Peter Williams, Painter Who Explored Black America’s Past and Present, Has Died at 69

Peter Williams, We traveled to distant worlds, 2019. Collection of Davis Museum at Wellesley College, Wellesley, MA. Courtesy of Luis De Jesus Los Angeles

Peter Williams, a genre-bending painter who explored the past and present of Black America through surreal narratives, has died at 69. Luis De Jesus Gallery in Los Angeles, which represents the artist, said that Williams passed away on August 16 following complications from a long illness.

Williams’s prolific practice was guided by his strong moral and political convictions, and addressed issues from mass incarceration to slavery and unequal wealth distribution. Working an Afrofuturist style, he caste his colorful, often fractured scenes in distant solar systems and injected them with a good dose of wry humor.

“He was a painter who painted for himself and was not afraid to poignantly portray the truths of contemporary society. His passing is a huge loss for us and his many friends and colleagues in the art world,” gallery director Luis De Jesus said in a statement.

Throughout his 45-year career, Williams, who was based in Wilmington, Delaware, shifted between abstract and figurative modes, though in an 2020 interview with Forbes he referred to himself as a “figurative narrative painter.” He liked to skewer the traditions of modernism, often portraying its grid as a prison for non-white artists. In some works, figures holding or wearing African masks burst out of Mondrian-like bands of red, yellow, and blue in an explosion of densely packed dots.

Williams’s most recent work focuses on the killing of unarmed Black men and children by police in America.

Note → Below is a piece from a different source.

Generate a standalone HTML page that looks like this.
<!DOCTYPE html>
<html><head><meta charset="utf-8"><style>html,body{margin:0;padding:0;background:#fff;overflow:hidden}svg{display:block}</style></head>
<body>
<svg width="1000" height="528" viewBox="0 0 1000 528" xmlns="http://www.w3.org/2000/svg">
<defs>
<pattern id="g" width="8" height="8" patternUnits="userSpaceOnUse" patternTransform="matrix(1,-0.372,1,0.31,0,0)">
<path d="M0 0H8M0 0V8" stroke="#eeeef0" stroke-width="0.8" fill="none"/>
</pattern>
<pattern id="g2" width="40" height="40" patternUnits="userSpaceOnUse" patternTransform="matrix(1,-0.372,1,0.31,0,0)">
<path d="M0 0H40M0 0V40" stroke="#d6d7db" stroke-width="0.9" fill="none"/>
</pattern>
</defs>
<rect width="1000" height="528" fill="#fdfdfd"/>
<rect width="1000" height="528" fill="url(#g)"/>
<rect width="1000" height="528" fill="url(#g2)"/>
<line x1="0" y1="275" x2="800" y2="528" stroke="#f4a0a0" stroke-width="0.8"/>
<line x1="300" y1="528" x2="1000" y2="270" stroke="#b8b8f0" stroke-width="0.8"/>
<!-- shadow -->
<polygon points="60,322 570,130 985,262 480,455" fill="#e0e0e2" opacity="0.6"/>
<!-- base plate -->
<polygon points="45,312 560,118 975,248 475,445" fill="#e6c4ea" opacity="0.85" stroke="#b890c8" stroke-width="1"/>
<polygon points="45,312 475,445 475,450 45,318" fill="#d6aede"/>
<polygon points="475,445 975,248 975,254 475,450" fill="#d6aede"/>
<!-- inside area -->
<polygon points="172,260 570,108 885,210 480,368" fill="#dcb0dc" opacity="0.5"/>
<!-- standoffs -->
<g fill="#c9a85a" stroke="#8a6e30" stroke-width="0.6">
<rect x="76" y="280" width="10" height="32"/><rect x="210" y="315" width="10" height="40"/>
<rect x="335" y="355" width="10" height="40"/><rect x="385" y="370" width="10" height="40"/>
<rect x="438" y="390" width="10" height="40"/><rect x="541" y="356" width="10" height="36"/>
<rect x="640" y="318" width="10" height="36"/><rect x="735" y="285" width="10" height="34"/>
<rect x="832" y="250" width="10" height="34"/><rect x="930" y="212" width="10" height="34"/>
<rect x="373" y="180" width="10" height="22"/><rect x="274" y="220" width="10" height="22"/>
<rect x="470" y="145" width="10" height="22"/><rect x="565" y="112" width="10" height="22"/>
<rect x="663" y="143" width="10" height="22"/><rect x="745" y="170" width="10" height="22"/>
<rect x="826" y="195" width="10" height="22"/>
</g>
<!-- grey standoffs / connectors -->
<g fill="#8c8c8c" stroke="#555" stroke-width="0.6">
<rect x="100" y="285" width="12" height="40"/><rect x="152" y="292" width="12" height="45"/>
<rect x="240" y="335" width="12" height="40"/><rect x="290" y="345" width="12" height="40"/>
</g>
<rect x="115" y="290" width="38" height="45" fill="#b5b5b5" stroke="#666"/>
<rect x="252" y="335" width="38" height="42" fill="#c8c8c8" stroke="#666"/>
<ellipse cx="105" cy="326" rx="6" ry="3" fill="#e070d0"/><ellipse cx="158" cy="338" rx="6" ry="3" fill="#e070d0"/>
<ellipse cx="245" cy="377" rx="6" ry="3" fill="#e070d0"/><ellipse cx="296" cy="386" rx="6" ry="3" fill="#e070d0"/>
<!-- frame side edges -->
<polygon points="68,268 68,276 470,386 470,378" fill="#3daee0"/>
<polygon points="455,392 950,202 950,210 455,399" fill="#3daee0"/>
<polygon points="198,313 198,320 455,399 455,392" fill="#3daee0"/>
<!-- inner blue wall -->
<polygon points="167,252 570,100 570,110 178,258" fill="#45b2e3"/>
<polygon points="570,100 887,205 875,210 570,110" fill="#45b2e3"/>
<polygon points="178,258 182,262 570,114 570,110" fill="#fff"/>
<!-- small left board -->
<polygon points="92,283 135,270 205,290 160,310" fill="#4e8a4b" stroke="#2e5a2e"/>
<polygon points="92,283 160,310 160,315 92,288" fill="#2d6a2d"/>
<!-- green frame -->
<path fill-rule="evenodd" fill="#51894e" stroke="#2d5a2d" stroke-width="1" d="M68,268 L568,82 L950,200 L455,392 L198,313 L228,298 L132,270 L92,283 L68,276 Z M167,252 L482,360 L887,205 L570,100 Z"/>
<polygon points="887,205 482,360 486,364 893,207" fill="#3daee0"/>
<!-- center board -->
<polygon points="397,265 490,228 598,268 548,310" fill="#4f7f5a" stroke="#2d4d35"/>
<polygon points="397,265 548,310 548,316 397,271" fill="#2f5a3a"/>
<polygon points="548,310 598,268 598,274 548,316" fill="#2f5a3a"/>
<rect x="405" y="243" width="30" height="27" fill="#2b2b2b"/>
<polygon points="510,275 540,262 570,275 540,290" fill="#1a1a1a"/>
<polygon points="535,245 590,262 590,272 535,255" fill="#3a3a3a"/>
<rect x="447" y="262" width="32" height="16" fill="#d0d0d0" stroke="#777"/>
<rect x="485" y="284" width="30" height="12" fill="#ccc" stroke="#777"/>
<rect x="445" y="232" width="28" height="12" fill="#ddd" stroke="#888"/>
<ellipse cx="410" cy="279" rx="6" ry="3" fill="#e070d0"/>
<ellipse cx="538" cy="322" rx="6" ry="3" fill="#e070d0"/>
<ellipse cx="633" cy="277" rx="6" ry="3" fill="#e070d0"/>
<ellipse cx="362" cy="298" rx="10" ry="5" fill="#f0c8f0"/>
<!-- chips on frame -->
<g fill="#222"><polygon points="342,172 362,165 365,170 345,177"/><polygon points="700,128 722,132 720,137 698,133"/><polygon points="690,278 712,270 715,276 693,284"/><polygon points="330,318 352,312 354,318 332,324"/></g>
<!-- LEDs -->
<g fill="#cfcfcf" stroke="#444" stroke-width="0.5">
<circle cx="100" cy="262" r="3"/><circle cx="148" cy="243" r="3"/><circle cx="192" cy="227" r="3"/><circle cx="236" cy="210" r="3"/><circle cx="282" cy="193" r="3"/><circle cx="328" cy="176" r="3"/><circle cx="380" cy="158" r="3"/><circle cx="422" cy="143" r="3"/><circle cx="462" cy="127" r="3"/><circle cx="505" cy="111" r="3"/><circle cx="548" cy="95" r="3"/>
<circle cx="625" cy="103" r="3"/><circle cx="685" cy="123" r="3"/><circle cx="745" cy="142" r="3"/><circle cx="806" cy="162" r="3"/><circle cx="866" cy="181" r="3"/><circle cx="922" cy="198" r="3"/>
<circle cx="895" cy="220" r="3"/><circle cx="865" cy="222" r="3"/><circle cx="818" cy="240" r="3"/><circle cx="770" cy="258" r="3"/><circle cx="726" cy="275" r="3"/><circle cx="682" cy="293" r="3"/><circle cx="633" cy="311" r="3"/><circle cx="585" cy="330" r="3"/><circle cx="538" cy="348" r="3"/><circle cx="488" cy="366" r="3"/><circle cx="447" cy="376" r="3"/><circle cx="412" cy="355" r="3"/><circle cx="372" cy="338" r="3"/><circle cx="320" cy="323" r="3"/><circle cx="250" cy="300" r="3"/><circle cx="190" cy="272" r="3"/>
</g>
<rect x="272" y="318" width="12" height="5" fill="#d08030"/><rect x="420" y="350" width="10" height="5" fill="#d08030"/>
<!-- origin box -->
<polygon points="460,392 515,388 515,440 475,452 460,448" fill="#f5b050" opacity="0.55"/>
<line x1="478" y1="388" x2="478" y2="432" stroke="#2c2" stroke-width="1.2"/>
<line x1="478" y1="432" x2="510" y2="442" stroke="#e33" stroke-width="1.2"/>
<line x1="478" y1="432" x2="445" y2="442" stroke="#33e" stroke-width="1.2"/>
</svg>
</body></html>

In the large-scale painting The Arrest of George Floyd (2020), he depicted Floyd screaming as disembodied white hands grab him and a blue eye looks on untroubled. In another work dedicated to Floyd, Williams incorporated symbols of corporate greed, suggesting that America’s wealth is built on the suffering and exploitation of Black people.

Peter Williams, The Arrest of George Floyd, 2020. Collection of Christy and Bill Gautreaux, Kansas City, MO. Courtesy of Luis De Jesus Los Angeles

“My work has always had a political ethos, it comes out of my self-awareness as a black American,” he told Forbes. “This work is a compendium of modernist form and the politics of right now.”

Williams was born in 1952, in Nyack, New York, and earned a B.F.A. from the Minneapolis College of Art and Design and an M.F.A. from the Maryland Institute College of Art. At 17, he was given his first solo show, at the Pat Merenstein Gallery in Nyack, which led to more shows in the region, including one at the Woodstock Music Festival.

A car accident during a college trip to Mexico led to the loss of one leg; he had lifelong pain. He cited the trauma as a major influence on his practice, in particular the use of a recurring cast of characters as means to tell stories of hardship and triumph.

Williams was known as a passionate mentor and had recently retired from from the fine arts department at the University of Delaware, which he joined following a 17-year tenure at Wayne State University. His many accolades include the Artists’ Legacy Foundation’s 2020 Artist Award and a 2021 Guggenheim Fellowship.

Williams’ paintings are held in the permanent collections of the Smithsonian American Art Museum, the Walker Art Center, the Whitney Museum, and the Detroit Institute of Arts, among other institutions. His work appeared in the 2002 Whitney Biennial and the 2017 edition of the Prospect New Orleans triennial, and examples are slated to appear in a solo show at Luis De Jesus next year.